Directions - Output the material below in its entirety, exactly as given.

• • •

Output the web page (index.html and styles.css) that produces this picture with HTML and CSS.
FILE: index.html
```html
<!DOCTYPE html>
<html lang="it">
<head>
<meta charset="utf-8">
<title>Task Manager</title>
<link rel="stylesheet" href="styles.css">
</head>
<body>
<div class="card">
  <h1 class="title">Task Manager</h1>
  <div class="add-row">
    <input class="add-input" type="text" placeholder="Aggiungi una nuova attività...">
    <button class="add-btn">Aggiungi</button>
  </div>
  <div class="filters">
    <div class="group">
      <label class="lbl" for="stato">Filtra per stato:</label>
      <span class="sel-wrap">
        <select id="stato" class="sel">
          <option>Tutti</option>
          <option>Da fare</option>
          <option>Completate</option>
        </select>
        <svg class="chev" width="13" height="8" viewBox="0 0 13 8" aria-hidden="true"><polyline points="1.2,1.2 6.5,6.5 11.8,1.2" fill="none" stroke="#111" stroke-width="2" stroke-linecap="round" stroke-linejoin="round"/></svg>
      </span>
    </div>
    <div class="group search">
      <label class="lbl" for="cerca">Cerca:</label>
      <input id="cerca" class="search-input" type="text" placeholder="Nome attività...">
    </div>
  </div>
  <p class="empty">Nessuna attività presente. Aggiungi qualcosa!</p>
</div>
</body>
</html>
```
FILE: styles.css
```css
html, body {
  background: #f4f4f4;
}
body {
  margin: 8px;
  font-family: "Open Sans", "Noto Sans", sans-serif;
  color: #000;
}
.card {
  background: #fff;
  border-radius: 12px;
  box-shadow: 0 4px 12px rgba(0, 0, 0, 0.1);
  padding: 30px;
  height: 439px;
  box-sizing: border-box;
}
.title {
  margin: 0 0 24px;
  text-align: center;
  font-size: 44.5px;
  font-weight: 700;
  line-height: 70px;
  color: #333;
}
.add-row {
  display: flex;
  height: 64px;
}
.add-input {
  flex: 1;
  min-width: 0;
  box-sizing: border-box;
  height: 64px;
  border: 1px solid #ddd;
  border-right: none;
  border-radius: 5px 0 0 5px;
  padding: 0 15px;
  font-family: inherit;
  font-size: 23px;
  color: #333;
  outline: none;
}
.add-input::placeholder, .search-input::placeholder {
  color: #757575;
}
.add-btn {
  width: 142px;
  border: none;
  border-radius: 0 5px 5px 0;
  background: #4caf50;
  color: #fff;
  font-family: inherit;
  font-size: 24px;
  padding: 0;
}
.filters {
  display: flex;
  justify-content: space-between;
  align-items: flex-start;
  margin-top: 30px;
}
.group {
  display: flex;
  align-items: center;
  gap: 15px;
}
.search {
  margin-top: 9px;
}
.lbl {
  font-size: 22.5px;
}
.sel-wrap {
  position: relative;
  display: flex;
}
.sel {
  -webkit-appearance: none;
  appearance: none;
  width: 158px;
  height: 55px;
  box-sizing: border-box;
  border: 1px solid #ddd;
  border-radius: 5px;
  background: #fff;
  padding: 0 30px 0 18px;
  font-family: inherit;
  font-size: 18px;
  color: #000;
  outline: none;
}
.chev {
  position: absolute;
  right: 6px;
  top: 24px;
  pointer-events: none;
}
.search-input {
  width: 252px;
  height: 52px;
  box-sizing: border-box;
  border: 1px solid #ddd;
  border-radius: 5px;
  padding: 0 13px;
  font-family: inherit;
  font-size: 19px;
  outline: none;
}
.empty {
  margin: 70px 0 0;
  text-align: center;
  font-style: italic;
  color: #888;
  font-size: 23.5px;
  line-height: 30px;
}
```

• • •

Completed task -
Output the web page (index.html and styles.css) that produces this picture with HTML and CSS.
FILE: index.html
```html
<!DOCTYPE html>
<html lang="it">
<head>
<meta charset="utf-8">
<title>Task Manager</title>
<link rel="stylesheet" href="styles.css">
</head>
<body>
<div class="card">
  <h1 class="title">Task Manager</h1>
  <div class="add-row">
    <input class="add-input" type="text" placeholder="Aggiungi una nuova attività...">
    <button class="add-btn">Aggiungi</button>
  </div>
  <div class="filters">
    <div class="group">
      <label class="lbl" for="stato">Filtra per stato:</label>
      <span class="sel-wrap">
        <select id="stato" class="sel">
          <option>Tutti</option>
          <option>Da fare</option>
          <option>Completate</option>
        </select>
        <svg class="chev" width="13" height="8" viewBox="0 0 13 8" aria-hidden="true"><polyline points="1.2,1.2 6.5,6.5 11.8,1.2" fill="none" stroke="#111" stroke-width="2" stroke-linecap="round" stroke-linejoin="round"/></svg>
      </span>
    </div>
    <div class="group search">
      <label class="lbl" for="cerca">Cerca:</label>
      <input id="cerca" class="search-input" type="text" placeholder="Nome attività...">
    </div>
  </div>
  <p class="empty">Nessuna attività presente. Aggiungi qualcosa!</p>
</div>
</body>
</html>
```
FILE: styles.css
```css
html, body {
  background: #f4f4f4;
}
body {
  margin: 8px;
  font-family: "Open Sans", "Noto Sans", sans-serif;
  color: #000;
}
.card {
  background: #fff;
  border-radius: 12px;
  box-shadow: 0 4px 12px rgba(0, 0, 0, 0.1);
  padding: 30px;
  height: 439px;
  box-sizing: border-box;
}
.title {
  margin: 0 0 24px;
  text-align: center;
  font-size: 44.5px;
  font-weight: 700;
  line-height: 70px;
  color: #333;
}
.add-row {
  display: flex;
  height: 64px;
}
.add-input {
  flex: 1;
  min-width: 0;
  box-sizing: border-box;
  height: 64px;
  border: 1px solid #ddd;
  border-right: none;
  border-radius: 5px 0 0 5px;
  padding: 0 15px;
  font-family: inherit;
  font-size: 23px;
  color: #333;
  outline: none;
}
.add-input::placeholder, .search-input::placeholder {
  color: #757575;
}
.add-btn {
  width: 142px;
  border: none;
  border-radius: 0 5px 5px 0;
  background: #4caf50;
  color: #fff;
  font-family: inherit;
  font-size: 24px;
  padding: 0;
}
.filters {
  display: flex;
  justify-content: space-between;
  align-items: flex-start;
  margin-top: 30px;
}
.group {
  display: flex;
  align-items: center;
  gap: 15px;
}
.search {
  margin-top: 9px;
}
.lbl {
  font-size: 22.5px;
}
.sel-wrap {
  position: relative;
  display: flex;
}
.sel {
  -webkit-appearance: none;
  appearance: none;
  width: 158px;
  height: 55px;
  box-sizing: border-box;
  border: 1px solid #ddd;
  border-radius: 5px;
  background: #fff;
  padding: 0 30px 0 18px;
  font-family: inherit;
  font-size: 18px;
  color: #000;
  outline: none;
}
.chev {
  position: absolute;
  right: 6px;
  top: 24px;
  pointer-events: none;
}
.search-input {
  width: 252px;
  height: 52px;
  box-sizing: border-box;
  border: 1px solid #ddd;
  border-radius: 5px;
  padding: 0 13px;
  font-family: inherit;
  font-size: 19px;
  outline: none;
}
.empty {
  margin: 70px 0 0;
  text-align: center;
  font-style: italic;
  color: #888;
  font-size: 23.5px;
  line-height: 30px;
}
```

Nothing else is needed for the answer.